Exercise requirements ->
Find each line with the word "this" in it, then give the total alone.

(Entries with page source code)

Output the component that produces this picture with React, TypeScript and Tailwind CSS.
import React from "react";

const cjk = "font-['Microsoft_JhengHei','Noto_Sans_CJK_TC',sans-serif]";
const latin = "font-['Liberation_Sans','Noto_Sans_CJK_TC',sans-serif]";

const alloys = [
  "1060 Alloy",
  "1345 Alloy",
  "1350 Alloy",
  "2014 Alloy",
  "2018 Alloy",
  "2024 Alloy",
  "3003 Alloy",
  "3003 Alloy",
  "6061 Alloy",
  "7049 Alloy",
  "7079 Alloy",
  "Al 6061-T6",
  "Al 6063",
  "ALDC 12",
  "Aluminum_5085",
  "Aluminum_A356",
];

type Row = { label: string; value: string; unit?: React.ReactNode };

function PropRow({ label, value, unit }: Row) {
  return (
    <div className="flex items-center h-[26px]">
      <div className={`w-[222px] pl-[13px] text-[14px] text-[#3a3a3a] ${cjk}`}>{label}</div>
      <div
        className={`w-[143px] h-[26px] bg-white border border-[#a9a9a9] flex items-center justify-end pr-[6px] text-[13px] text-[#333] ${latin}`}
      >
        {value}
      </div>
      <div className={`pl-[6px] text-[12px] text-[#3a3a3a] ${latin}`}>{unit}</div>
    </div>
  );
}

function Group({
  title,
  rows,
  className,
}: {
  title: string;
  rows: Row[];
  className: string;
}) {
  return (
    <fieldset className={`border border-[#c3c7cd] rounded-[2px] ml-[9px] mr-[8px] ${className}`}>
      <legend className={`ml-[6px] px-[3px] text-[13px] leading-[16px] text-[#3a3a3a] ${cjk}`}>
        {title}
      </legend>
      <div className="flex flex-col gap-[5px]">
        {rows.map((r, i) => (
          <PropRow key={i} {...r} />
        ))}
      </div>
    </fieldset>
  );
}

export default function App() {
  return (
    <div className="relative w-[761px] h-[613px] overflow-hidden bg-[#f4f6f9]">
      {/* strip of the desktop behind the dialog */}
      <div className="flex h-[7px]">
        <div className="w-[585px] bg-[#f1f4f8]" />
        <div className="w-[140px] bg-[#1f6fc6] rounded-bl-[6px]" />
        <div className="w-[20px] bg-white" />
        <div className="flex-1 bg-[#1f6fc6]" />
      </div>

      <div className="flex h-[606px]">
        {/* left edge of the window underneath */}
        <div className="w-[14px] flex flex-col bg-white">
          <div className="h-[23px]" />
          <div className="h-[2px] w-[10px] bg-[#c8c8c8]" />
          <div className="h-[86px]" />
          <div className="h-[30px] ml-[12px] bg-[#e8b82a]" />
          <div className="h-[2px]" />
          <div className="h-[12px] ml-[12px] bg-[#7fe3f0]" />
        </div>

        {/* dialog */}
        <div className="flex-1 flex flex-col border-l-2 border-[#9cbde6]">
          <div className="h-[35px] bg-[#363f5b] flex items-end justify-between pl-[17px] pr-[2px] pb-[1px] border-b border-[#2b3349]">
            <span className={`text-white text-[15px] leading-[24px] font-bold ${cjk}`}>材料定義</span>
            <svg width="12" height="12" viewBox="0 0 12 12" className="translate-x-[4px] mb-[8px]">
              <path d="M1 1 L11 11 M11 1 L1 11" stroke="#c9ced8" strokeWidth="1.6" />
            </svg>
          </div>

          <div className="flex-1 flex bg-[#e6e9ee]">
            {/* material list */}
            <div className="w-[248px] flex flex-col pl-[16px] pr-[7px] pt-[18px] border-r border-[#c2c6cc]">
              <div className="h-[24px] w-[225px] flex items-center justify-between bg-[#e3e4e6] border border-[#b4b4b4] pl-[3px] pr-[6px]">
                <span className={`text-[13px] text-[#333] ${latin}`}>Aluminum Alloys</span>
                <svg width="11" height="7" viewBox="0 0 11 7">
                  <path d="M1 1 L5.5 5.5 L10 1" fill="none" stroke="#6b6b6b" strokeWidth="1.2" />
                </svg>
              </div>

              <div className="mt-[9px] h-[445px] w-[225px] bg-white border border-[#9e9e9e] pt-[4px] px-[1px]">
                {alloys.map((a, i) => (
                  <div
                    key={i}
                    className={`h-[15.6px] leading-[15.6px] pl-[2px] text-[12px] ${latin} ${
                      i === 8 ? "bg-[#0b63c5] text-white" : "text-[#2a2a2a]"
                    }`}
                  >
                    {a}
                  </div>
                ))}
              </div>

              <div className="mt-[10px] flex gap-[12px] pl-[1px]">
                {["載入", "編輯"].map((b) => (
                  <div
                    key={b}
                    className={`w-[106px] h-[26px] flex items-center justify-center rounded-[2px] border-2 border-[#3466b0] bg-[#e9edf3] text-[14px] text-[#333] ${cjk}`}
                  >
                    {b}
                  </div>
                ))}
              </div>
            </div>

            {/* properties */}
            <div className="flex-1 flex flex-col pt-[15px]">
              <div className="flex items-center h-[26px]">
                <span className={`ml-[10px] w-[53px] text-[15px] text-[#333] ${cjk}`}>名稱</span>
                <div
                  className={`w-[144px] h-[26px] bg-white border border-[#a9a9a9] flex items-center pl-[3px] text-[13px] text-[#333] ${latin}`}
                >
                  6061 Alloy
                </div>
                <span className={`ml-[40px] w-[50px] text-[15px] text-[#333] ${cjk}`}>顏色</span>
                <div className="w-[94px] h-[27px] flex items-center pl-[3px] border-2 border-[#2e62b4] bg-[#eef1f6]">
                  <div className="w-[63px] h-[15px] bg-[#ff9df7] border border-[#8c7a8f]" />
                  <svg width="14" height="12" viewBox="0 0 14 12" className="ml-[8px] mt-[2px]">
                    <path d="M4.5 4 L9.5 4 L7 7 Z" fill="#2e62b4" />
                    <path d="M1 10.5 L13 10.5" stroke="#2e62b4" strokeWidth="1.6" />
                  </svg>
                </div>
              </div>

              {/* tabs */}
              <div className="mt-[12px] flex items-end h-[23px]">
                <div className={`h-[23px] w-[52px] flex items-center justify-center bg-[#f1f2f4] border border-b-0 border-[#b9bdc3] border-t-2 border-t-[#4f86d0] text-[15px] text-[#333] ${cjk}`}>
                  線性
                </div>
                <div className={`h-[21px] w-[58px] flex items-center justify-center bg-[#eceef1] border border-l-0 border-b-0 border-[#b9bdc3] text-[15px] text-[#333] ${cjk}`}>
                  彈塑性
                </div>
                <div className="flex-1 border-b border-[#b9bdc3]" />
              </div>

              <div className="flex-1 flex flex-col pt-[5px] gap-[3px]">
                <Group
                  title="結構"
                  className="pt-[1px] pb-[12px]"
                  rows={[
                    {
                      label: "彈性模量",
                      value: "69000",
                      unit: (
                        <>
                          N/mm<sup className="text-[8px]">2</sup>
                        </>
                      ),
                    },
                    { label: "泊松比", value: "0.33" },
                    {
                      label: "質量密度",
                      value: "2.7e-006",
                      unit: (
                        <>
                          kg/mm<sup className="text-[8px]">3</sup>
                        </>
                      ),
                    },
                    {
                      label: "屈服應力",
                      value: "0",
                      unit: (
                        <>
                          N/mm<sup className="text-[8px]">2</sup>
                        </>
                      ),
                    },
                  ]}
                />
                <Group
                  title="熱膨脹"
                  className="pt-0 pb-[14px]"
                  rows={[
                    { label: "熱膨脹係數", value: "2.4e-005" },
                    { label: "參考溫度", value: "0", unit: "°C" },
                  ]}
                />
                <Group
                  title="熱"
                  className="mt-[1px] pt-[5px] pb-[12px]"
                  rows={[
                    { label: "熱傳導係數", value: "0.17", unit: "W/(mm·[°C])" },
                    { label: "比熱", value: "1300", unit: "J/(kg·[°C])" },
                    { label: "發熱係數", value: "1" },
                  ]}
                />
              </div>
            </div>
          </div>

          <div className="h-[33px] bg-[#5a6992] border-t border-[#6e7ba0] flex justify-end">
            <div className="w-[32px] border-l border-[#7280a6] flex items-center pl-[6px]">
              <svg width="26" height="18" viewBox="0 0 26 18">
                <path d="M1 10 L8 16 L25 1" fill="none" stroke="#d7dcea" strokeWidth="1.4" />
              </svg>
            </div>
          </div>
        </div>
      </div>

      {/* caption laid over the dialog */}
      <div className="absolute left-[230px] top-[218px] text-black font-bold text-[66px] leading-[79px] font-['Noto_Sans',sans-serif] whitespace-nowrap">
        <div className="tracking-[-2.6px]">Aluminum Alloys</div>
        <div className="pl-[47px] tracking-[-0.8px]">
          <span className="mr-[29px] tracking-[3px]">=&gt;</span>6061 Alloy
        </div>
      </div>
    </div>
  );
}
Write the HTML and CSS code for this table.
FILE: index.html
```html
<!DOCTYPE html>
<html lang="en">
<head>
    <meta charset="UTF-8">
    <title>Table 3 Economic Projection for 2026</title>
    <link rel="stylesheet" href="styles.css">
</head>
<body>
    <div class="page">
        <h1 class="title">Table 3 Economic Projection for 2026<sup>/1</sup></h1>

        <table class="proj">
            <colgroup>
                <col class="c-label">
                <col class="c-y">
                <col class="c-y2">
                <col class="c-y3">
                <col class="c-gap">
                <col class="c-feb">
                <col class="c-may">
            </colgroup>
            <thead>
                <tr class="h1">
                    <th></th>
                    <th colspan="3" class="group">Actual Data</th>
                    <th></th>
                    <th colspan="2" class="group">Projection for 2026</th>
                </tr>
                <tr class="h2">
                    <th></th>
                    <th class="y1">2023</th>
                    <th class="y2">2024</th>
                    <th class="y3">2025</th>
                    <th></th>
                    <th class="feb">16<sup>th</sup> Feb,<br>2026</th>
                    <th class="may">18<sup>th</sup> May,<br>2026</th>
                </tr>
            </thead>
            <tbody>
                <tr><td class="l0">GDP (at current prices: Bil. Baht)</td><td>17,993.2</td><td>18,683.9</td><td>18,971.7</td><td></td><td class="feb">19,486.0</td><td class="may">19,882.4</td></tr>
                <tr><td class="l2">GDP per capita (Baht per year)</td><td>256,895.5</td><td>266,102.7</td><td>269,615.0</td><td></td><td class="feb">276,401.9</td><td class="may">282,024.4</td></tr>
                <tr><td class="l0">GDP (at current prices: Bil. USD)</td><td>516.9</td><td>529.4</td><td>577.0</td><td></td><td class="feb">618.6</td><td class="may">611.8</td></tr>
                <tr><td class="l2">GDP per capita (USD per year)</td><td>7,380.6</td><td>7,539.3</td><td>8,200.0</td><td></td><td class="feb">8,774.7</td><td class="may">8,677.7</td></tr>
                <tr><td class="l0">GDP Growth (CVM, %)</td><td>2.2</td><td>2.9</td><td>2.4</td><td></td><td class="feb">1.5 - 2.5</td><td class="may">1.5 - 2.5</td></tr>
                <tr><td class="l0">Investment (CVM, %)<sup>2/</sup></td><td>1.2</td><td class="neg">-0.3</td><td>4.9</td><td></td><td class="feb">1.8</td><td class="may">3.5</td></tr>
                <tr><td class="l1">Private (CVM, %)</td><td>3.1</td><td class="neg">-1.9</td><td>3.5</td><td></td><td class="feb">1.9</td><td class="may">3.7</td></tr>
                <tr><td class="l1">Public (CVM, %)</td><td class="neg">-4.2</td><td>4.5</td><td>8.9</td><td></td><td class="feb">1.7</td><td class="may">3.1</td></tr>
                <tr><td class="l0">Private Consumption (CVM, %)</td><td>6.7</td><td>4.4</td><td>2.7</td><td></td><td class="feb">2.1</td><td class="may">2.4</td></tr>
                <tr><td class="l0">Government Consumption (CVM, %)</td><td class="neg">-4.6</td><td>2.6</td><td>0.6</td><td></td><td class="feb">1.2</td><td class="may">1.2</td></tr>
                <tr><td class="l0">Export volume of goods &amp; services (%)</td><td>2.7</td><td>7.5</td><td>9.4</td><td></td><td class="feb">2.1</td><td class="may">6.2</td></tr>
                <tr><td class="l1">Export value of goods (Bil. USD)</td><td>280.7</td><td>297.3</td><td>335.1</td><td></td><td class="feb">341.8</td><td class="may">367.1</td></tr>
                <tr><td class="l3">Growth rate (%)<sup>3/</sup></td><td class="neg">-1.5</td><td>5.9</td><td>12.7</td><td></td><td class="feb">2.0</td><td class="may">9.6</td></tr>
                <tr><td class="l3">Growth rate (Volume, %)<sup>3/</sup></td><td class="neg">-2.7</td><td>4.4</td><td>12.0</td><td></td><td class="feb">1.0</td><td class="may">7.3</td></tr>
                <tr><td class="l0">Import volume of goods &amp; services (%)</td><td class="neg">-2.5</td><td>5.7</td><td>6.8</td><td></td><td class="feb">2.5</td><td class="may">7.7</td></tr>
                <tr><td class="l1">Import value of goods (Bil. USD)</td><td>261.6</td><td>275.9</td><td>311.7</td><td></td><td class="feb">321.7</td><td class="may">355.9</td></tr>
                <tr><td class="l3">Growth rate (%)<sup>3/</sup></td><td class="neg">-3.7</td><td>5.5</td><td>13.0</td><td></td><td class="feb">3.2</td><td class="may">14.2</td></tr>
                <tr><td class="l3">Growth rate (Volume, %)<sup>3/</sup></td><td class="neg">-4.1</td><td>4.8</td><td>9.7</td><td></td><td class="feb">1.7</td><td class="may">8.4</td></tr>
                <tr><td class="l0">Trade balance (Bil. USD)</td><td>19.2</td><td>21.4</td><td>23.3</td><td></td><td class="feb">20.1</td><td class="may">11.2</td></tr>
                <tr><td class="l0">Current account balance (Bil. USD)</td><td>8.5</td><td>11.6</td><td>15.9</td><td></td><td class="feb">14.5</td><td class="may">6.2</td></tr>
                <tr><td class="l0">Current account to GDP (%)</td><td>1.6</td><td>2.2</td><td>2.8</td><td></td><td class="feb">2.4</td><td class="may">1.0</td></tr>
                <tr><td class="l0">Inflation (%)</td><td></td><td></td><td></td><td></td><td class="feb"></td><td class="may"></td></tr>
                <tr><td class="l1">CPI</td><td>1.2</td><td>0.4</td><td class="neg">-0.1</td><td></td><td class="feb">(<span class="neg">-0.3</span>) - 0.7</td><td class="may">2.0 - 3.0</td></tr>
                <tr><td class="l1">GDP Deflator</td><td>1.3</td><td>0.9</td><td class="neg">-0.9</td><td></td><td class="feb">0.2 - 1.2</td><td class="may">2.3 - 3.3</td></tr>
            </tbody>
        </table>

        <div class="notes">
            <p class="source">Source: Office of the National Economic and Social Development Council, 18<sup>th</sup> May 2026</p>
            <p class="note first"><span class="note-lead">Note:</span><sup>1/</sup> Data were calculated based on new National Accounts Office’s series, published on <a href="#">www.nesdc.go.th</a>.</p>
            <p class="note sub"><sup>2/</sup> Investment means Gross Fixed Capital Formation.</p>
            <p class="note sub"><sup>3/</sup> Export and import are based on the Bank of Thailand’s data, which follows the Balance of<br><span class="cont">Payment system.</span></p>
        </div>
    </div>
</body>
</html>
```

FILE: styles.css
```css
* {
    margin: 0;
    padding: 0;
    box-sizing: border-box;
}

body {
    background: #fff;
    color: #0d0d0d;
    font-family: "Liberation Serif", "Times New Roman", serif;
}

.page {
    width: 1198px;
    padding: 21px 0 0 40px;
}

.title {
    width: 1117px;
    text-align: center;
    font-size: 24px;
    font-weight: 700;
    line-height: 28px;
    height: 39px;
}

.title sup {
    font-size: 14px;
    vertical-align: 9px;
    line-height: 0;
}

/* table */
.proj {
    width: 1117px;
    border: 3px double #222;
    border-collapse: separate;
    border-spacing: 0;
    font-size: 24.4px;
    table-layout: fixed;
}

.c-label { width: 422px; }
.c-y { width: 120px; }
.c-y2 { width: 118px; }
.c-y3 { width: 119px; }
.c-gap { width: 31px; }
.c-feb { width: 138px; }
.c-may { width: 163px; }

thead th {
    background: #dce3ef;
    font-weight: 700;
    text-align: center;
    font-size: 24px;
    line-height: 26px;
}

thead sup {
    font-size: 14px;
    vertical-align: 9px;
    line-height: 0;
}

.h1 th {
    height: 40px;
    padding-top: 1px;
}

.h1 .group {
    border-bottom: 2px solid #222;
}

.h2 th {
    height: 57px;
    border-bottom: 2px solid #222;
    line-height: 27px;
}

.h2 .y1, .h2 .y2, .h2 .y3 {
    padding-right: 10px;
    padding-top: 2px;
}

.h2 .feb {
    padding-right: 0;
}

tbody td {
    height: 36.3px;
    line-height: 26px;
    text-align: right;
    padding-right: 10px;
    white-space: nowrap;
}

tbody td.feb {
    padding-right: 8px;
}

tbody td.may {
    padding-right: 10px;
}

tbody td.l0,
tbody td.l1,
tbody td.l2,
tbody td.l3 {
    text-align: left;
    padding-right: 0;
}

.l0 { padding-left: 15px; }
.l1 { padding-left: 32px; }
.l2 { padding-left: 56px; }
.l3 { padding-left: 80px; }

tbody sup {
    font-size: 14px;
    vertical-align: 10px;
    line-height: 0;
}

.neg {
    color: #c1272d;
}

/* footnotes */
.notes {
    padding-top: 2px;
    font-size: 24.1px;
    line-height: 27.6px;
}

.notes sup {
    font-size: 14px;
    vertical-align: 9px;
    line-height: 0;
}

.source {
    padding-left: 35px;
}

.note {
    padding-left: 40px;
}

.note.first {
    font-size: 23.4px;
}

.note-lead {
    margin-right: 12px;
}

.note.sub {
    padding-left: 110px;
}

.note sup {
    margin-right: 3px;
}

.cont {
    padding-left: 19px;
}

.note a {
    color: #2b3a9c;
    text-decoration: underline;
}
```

Answer to the exercise ->
2